Okay, I just read it again and fully got to your conclusion. I will admit the equations kind of tuned me out the first time. Interesting way to state this point and not one I had seen or considered in a terms of a mathematical interaction before. Life is always balanced in a mathematical way of course if you can measure it, but I guess with football players I do this type of calculation intuitively and never considered thinking about it in this way. More receptive to the thesis and points made on the second read through!
I created a forum thread for discussion, and I tried a few simple examples to illustrate the point a bit more clearly.
Great Article Jeff!
I have a bit of background in math, statistics, and visualization so I understood what was being presented.
As a suggestion, perhaps you could break this up into a series of articles that breaks things down into smaller steps.
For example, it could be a series of articles on model building using some actual combine data starting with multi-variable (linear) regression, interaction, incorporation of non-linear terms, examining collinearity, etc.

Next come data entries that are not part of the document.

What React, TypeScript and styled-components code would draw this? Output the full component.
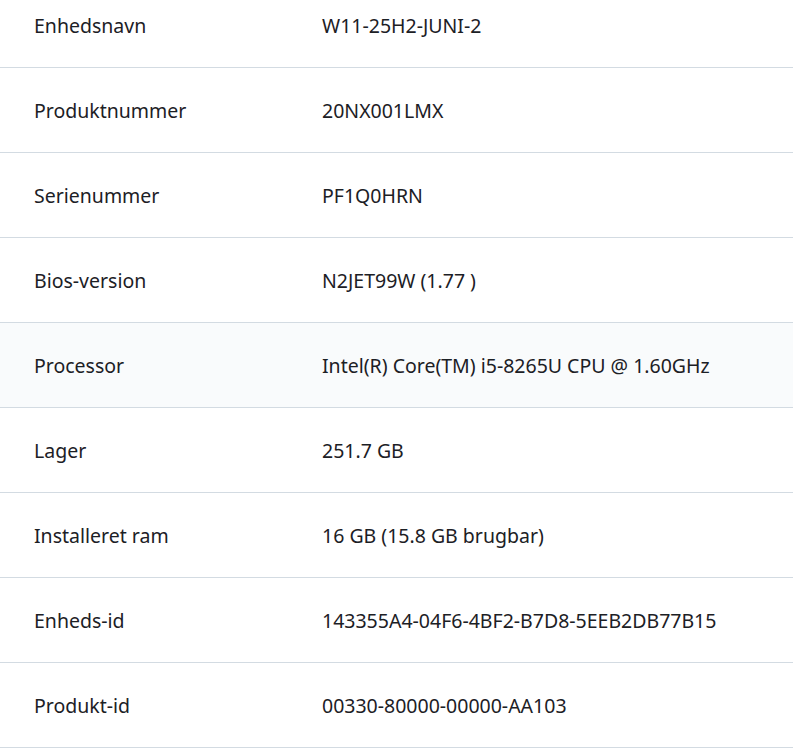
import React from 'react';
import styled, { createGlobalStyle } from 'styled-components';

const GlobalStyle = createGlobalStyle`
  html, body {
    margin: 0;
    padding: 0;
    background: #ffffff;
  }
  body {
    font-family: 'Noto Sans', 'Open Sans', 'Liberation Sans', sans-serif;
    color: #1c2025;
    overflow: hidden;
  }
`;

interface ISpecRow {
  label: string;
  value: string;
}

const specs: Array<ISpecRow> = [
  { label: 'Enhedsnavn', value: 'W11-25H2-JUNI-2' },
  { label: 'Produktnummer', value: '20NX001LMX' },
  { label: 'Serienummer', value: 'PF1Q0HRN' },
  { label: 'Bios-version', value: 'N2JET99W (1.77 )' },
  { label: 'Processor', value: 'Intel(R) Core(TM) i5-8265U CPU @ 1.60GHz' },
  { label: 'Lager', value: '251.7 GB' },
  { label: 'Installeret ram', value: '16 GB (15.8 GB brugbar)' },
  { label: 'Enheds-id', value: '143355A4-04F6-4BF2-B7D8-5EEB2DB77B15' },
  { label: 'Produkt-id', value: '00330-80000-00000-AA103' },
];

// the list is scrolled a little, so the first row is partly hidden
const SpecList = styled.div`
  display: flex;
  flex-direction: column;
  margin-top: -17px;
`;

const Row = styled.div<{ $highlighted?: boolean }>`
  display: grid;
  grid-template-columns: 288px 1fr;
  align-items: center;
  height: 84px;
  padding-left: 34px;
  padding-top: 2px;
  box-sizing: border-box;
  border-bottom: 1px solid #d3dbe2;
  background: ${(p) => (p.$highlighted ? '#f9fbfc' : '#ffffff')};
  font-size: 19.5px;
  line-height: 26px;
  height: 85px;
`;

const Label = styled.div`
  color: #1c2025;
`;

const Value = styled.div`
  color: #1c2025;
`;

const App: React.FC = (): JSX.Element => {
  return (
    <>
      <GlobalStyle />
      <SpecList>
        {specs.map((spec) => (
          <Row key={spec.label} $highlighted={spec.label === 'Processor'}>
            <Label>{spec.label}</Label>
            <Value>{spec.value}</Value>
          </Row>
        ))}
      </SpecList>
    </>
  );
};

export default App;
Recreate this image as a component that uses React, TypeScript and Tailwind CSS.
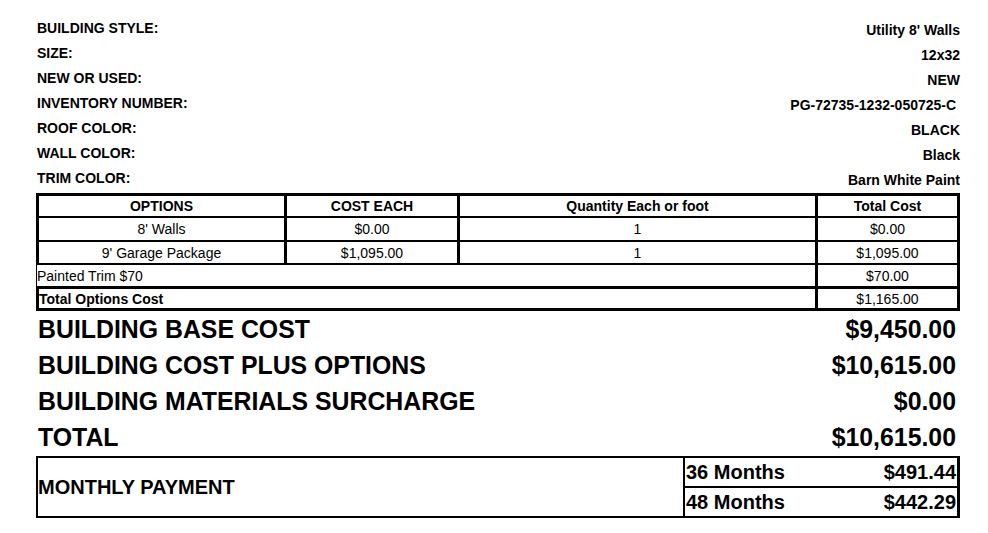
import React from "react";

const info: [string, string][] = [
  ["BUILDING STYLE:", "Utility 8' Walls"],
  ["SIZE:", "12x32"],
  ["NEW OR USED:", "NEW"],
  ["INVENTORY NUMBER:", "PG-72735-1232-050725-C\u00A0"],
  ["ROOF COLOR:", "BLACK"],
  ["WALL COLOR:", "Black"],
  ["TRIM COLOR:", "Barn White Paint"],
];

const big: [string, string][] = [
  ["BUILDING BASE COST", "$9,450.00"],
  ["BUILDING COST PLUS OPTIONS", "$10,615.00"],
  ["BUILDING MATERIALS SURCHARGE", "$0.00"],
  ["TOTAL", "$10,615.00"],
];

export default function App() {
  return (
    <div
      className="w-[988px] h-[533px] bg-white text-black overflow-hidden"
      style={{ fontFamily: '"Liberation Sans", Arial, sans-serif' }}
    >
      {/* info section */}
      <div className="ml-[36px] w-[924px] pt-[16px]">
        {info.map(([l, v]) => (
          <div key={l} className="flex justify-between items-start h-[25px]">
            <span className="font-bold text-[14px] leading-[25px] pl-px">{l}</span>
            <span className="font-bold text-[14px] leading-[25px] mt-[2px] whitespace-pre">{v}</span>
          </div>
        ))}
      </div>

      {/* options table */}
      <div className="ml-[36px] w-[924px] mt-[2px] text-[14px] leading-none">
        <div className="flex h-[23px] border-t-[3px] border-black font-bold">
          <div className="w-[248px] border-l-[3px] border-black flex items-center justify-center">OPTIONS</div>
          <div className="w-[173px] border-l-[3px] border-black flex items-center justify-center">COST EACH</div>
          <div className="w-[358px] border-l-[3px] border-black flex items-center justify-center">Quantity Each or foot</div>
          <div className="w-[145px] border-l-[3px] border-r-[3px] border-black flex items-center justify-center">Total Cost</div>
        </div>
        <div className="flex h-[24px] border-t-[2px] border-black">
          <div className="w-[248px] border-l-[3px] border-black flex items-center justify-center">8' Walls</div>
          <div className="w-[173px] border-l-[3px] border-black flex items-center justify-center">$0.00</div>
          <div className="w-[358px] border-l-[3px] border-black flex items-center justify-center">1</div>
          <div className="w-[145px] border-l-[3px] border-r-[3px] border-black flex items-center justify-center">$0.00</div>
        </div>
        <div className="flex h-[23px] border-t-[2px] border-black">
          <div className="w-[248px] border-l-[3px] border-black flex items-center justify-center">9' Garage Package</div>
          <div className="w-[173px] border-l-[3px] border-black flex items-center justify-center">$1,095.00</div>
          <div className="w-[358px] border-l-[3px] border-black flex items-center justify-center">1</div>
          <div className="w-[145px] border-l-[3px] border-r-[3px] border-black flex items-center justify-center">$1,095.00</div>
        </div>
        <div className="flex h-[23px] border-t-[2px] border-black">
          <div className="w-[779px] border-l border-black flex items-center">Painted Trim $70</div>
          <div className="w-[145px] border-l-[3px] border-r-[3px] border-black flex items-center justify-center">$70.00</div>
        </div>
        <div className="flex h-[25px] border-t-[3px] border-b-[3px] border-black">
          <div className="w-[779px] border-l-[3px] border-black flex items-center font-bold">Total Options Cost</div>
          <div className="w-[145px] border-l-[3px] border-r-[3px] border-black flex items-center justify-center">$1,165.00</div>
        </div>
      </div>

      {/* big totals */}
      <div className="ml-[36px] w-[924px] pt-[1px]">
        {big.map(([l, v]) => (
          <div key={l} className="flex justify-between h-[36px] text-[24.85px] font-bold leading-[36px] pl-[2px] pr-[4px]">
            <span>{l}</span>
            <span>{v}</span>
          </div>
        ))}
      </div>

      {/* monthly payment */}
      <div className="ml-[36px] w-[924px] h-[62px] border-2 border-black flex">
        <div className="flex-1 flex items-center font-bold text-[20px] leading-none">MONTHLY PAYMENT</div>
        <div className="w-[275px] border-l-2 border-r border-black flex flex-col font-bold text-[20px] leading-none">
          <div className="h-[30px] border-b-2 border-black flex items-center justify-between pl-px pr-px">
            <span>36 Months</span>
            <span>$491.44</span>
          </div>
          <div className="flex-1 flex items-center justify-between pl-px pr-px">
            <span>48 Months</span>
            <span>$442.29</span>
          </div>
        </div>
      </div>
    </div>
  );
}
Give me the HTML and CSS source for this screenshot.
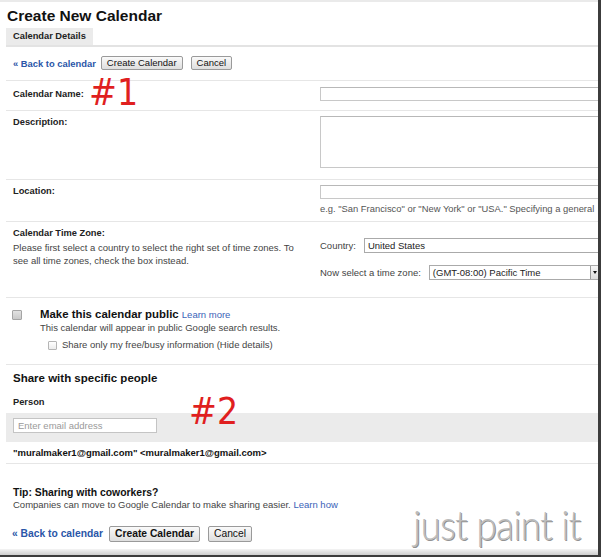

These are complex things but if the focus is on visualization and drawing some simple inferrences, I think you could get the point across. Otherwise, an “analytics corner” could help enrich the content of the site.
I myself would like to do some of these things, the trouble I have is finding data and time!
Glad you liked the article! I’ve considered several times making a series of articles on analysis, but no one wants to turn this into a statistics class, and I haven’t come up with a way to make it without doing that. It’s like a rabbit hole: once I explain one thing, it inevitably begs for another thing to be explained, and another, until we’re back to it being just a stats class.
I do have a few more articles in this vein in mind that I’ll hopefully work on soon though.